Begin Listed records
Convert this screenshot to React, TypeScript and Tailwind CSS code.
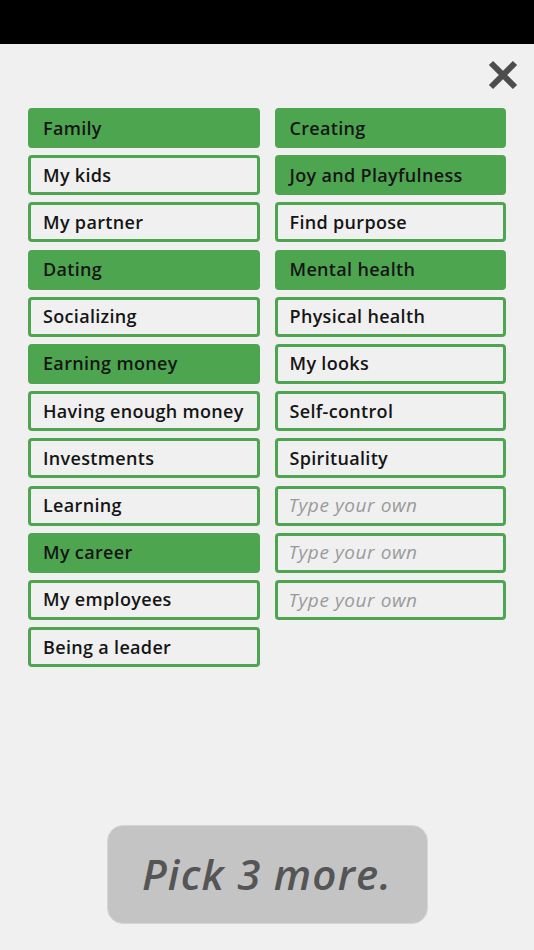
import React from 'react';

type Item = { label: string; selected?: boolean; placeholder?: boolean };

const leftItems: Item[] = [
  { label: 'Family', selected: true },
  { label: 'My kids' },
  { label: 'My partner' },
  { label: 'Dating', selected: true },
  { label: 'Socializing' },
  { label: 'Earning money', selected: true },
  { label: 'Having enough money' },
  { label: 'Investments' },
  { label: 'Learning' },
  { label: 'My career', selected: true },
  { label: 'My employees' },
  { label: 'Being a leader' },
];

const rightItems: Item[] = [
  { label: 'Creating', selected: true },
  { label: 'Joy and Playfulness', selected: true },
  { label: 'Find purpose' },
  { label: 'Mental health', selected: true },
  { label: 'Physical health' },
  { label: 'My looks' },
  { label: 'Self-control' },
  { label: 'Spirituality' },
  { label: 'Type your own', placeholder: true },
  { label: 'Type your own', placeholder: true },
  { label: 'Type your own', placeholder: true },
];

const Tile: React.FC<{ item: Item }> = ({ item }) => {
  if (item.placeholder) {
    return (
      <div className="flex h-[40px] items-center rounded-[4px] border-[3px] border-[#4ea550] bg-[#f0f0f0] px-[11px]">
        <span className="whitespace-nowrap text-[19px] italic tracking-[0.03em] text-[#9a9a9a]">{item.label}</span>
      </div>
    );
  }
  return (
    <div
      className={
        item.selected
          ? 'flex h-[40px] items-center rounded-[4px] border-[3px] border-[#4ea550] bg-[#4ea550] px-[12px]'
          : 'flex h-[40px] items-center rounded-[4px] border-[3px] border-[#4ea550] bg-[#f0f0f0] px-[12px]'
      }
    >
      <span className="whitespace-nowrap text-[18px] font-semibold tracking-[0.018em] text-[#151515]">{item.label}</span>
    </div>
  );
};

export default function App() {
  return (
    <div
      className="flex h-[950px] w-[534px] flex-col bg-[#f0f0f0]"
      style={{ fontFamily: '"Open Sans", "Liberation Sans", sans-serif' }}
    >
      <div className="h-[44px] bg-black" />
      <div className="flex justify-end pr-[16px] pt-[16px]">
        <svg width="30" height="30" viewBox="0 0 30 30">
          <path d="M3 3 L27 27 M27 3 L3 27" stroke="#4d4d4d" strokeWidth="6" />
        </svg>
      </div>
      <div className="mt-[18px] grid grid-cols-2 gap-x-[15px] px-[28px]">
        <div className="flex flex-col gap-[7.2px]">
          {leftItems.map((item, i) => (
            <Tile key={i} item={item} />
          ))}
        </div>
        <div className="flex flex-col gap-[7.2px]">
          {rightItems.map((item, i) => (
            <Tile key={i} item={item} />
          ))}
        </div>
      </div>
      <div className="mt-auto mb-[26px] flex justify-center">
        <button className="flex h-[99px] w-[321px] items-center justify-center rounded-[16px] border border-[#d6d6d6] bg-[#c4c4c4] pb-[2px]">
          <span className="whitespace-nowrap text-[42px] font-semibold italic tracking-[0.03em] text-[#555]">Pick 3 more.</span>
        </button>
      </div>
    </div>
  );
}
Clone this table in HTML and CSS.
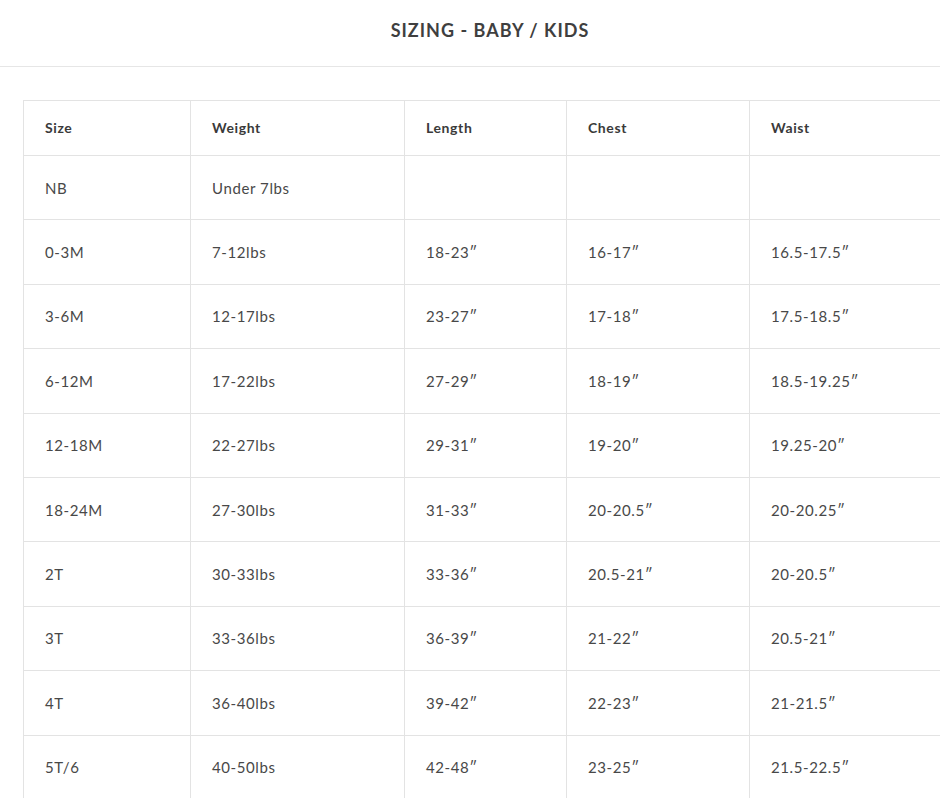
FILE: index.html
```html
<!DOCTYPE html>
<html>
<head>
<meta charset="utf-8">
<link rel="stylesheet" href="styles.css">
</head>
<body>
<header class="page-header">
  <h1 class="title">SIZING - BABY / KIDS</h1>
</header>
<div class="table-wrap">
  <table class="size-table">
    <colgroup>
      <col class="c1"><col class="c2"><col class="c3"><col class="c4"><col class="c5">
    </colgroup>
    <thead>
      <tr><th>Size</th><th>Weight</th><th>Length</th><th>Chest</th><th>Waist</th></tr>
    </thead>
    <tbody>
      <tr><td>NB</td><td>Under 7lbs</td><td></td><td></td><td></td></tr>
      <tr><td>0-3M</td><td>7-12lbs</td><td>18-23″</td><td>16-17″</td><td>16.5-17.5″</td></tr>
      <tr><td>3-6M</td><td>12-17lbs</td><td>23-27″</td><td>17-18″</td><td>17.5-18.5″</td></tr>
      <tr><td>6-12M</td><td>17-22lbs</td><td>27-29″</td><td>18-19″</td><td>18.5-19.25″</td></tr>
      <tr><td>12-18M</td><td>22-27lbs</td><td>29-31″</td><td>19-20″</td><td>19.25-20″</td></tr>
      <tr><td>18-24M</td><td>27-30lbs</td><td>31-33″</td><td>20-20.5″</td><td>20-20.25″</td></tr>
      <tr><td>2T</td><td>30-33lbs</td><td>33-36″</td><td>20.5-21″</td><td>20-20.5″</td></tr>
      <tr><td>3T</td><td>33-36lbs</td><td>36-39″</td><td>21-22″</td><td>20.5-21″</td></tr>
      <tr><td>4T</td><td>36-40lbs</td><td>39-42″</td><td>22-23″</td><td>21-21.5″</td></tr>
      <tr><td>5T/6</td><td>40-50lbs</td><td>42-48″</td><td>23-25″</td><td>21.5-22.5″</td></tr>
    </tbody>
  </table>
</div>
</body>
</html>
```
FILE: styles.css
```css
html, body {
  margin: 0;
  padding: 0;
  background: #fff;
  overflow: hidden;
}
body {
  font-family: Lato, "Open Sans", sans-serif;
  color: #444;
}
.page-header {
  height: 66px;
  border-bottom: 1px solid #e6e6e6;
  box-sizing: content-box;
}
.title {
  margin: 0;
  padding: 18px 0 0 40px;
  line-height: 24px;
  font-size: 18px;
  font-weight: 700;
  letter-spacing: 1px;
  text-align: center;
  color: #3f3f3f;
}
.table-wrap {
  margin-top: 33px;
  padding-left: 23px;
  overflow: hidden;
}
.size-table {
  border-collapse: collapse;
  table-layout: fixed;
  width: 930px;
}
.c1 { width: 167px; }
.c2 { width: 214px; }
.c3 { width: 162px; }
.c4 { width: 183px; }
.c5 { width: 204px; }
.size-table th,
.size-table td {
  border: 1px solid #e3e3e3;
  text-align: left;
  padding: 0 0 0 21px;
  font-size: 15px;
  vertical-align: middle;
  letter-spacing: 0.6px;
}
.size-table th {
  height: 52px;
  font-size: 14px;
  font-weight: 700;
  color: #3a3a3a;
  padding-bottom: 2px;
}
.size-table td {
  height: 63.4px;
  color: #484848;
}
```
End Listed records
Set exercise ::
Each line that has the word "this" should be copied.

Solution to the problem ::
Convert this screenshot to React, TypeScript and Tailwind CSS code.
Clone this table in HTML and CSS.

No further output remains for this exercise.